AL SEARS - The Big Raw Tone (OCIUM 0030)
Not one of the best remembered ex-Ellingtonians, but Sears could cut it with the best of them, projecting concise ideas with a huge tone, drawing on the model of Coleman Hawkins. Sears followed Ben Webster into the Ellington band, and this comprehensive collection, spanning the years 1945-53, is peppered with appearances by the likes of Emmett Berry, Lawrence Brown and Johnny Hodges. His orchestra had a decidedly commercial slant, but even with a sprinkling of dated pop crossover vocal cuts there are enough sub-three minute instrumental gems and slyly adopted be-bop stylings to satisfy fans of the period.

VARIOUS ARTISTS - Latin From The North (SLAM 317)
George Haslam’s enthusiasm for South American music has surfaced before, with several trips to Argentina documented for posterity by his label SLAM. Whilst those sessions are equal parts free-jazz, this Anglo-Scandinavian project (hence the title) is purely concerned with the rhythms and melodies of the South Americas. There is disappointingly little in the way of European cross-fertilisation, but with soloists including trumpeter Steve Waterman, there’s nothing too disagreeable to be found either. Why you’d go for this as opposed to, say, an authentic Cal Tjader reissue, though, I’m not exactly sure.

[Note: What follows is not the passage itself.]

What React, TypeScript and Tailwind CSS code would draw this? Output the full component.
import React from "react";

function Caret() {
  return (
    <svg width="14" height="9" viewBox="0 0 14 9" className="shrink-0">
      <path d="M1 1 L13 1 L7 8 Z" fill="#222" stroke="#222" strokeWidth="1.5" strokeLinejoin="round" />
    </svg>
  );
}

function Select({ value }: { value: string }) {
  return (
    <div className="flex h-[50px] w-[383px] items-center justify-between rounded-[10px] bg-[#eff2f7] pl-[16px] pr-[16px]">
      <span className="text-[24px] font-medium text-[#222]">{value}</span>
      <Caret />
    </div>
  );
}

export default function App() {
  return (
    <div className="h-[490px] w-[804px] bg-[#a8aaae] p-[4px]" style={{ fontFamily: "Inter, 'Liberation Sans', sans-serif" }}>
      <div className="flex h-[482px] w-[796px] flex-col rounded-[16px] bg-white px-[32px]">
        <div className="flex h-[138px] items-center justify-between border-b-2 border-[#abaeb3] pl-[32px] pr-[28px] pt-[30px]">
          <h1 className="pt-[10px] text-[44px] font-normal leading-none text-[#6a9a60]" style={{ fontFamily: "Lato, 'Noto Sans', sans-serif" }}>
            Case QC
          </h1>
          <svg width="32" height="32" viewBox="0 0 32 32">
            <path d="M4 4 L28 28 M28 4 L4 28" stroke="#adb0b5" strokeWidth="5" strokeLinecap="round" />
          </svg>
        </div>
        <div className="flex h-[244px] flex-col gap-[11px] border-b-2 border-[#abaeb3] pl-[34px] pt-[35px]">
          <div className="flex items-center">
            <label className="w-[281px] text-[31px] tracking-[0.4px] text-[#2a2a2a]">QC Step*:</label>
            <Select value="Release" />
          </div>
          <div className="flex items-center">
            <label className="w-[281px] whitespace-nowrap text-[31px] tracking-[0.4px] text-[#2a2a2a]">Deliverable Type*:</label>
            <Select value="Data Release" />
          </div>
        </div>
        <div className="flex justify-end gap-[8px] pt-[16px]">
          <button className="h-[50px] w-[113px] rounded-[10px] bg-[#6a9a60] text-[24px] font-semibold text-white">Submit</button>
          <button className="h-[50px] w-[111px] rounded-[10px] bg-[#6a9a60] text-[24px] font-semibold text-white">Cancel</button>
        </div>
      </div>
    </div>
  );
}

Speaking of Sears’ crossover vocal cuts, here we have an album full of them. Joined by strings, big band and even girlie vocal chorus, the eminent chanteuse tackles a programme of largely forgotten hits of the day. The only real jazz content lies in that great voice and phrasing, proving the old adage that it isn't the song so much as the singer which counts. Four more albums in this vein followed before she died a year later, and although by no means her finest achievement, her voice is still a convincing asset, and devoted fans will want to hear it whatever the context.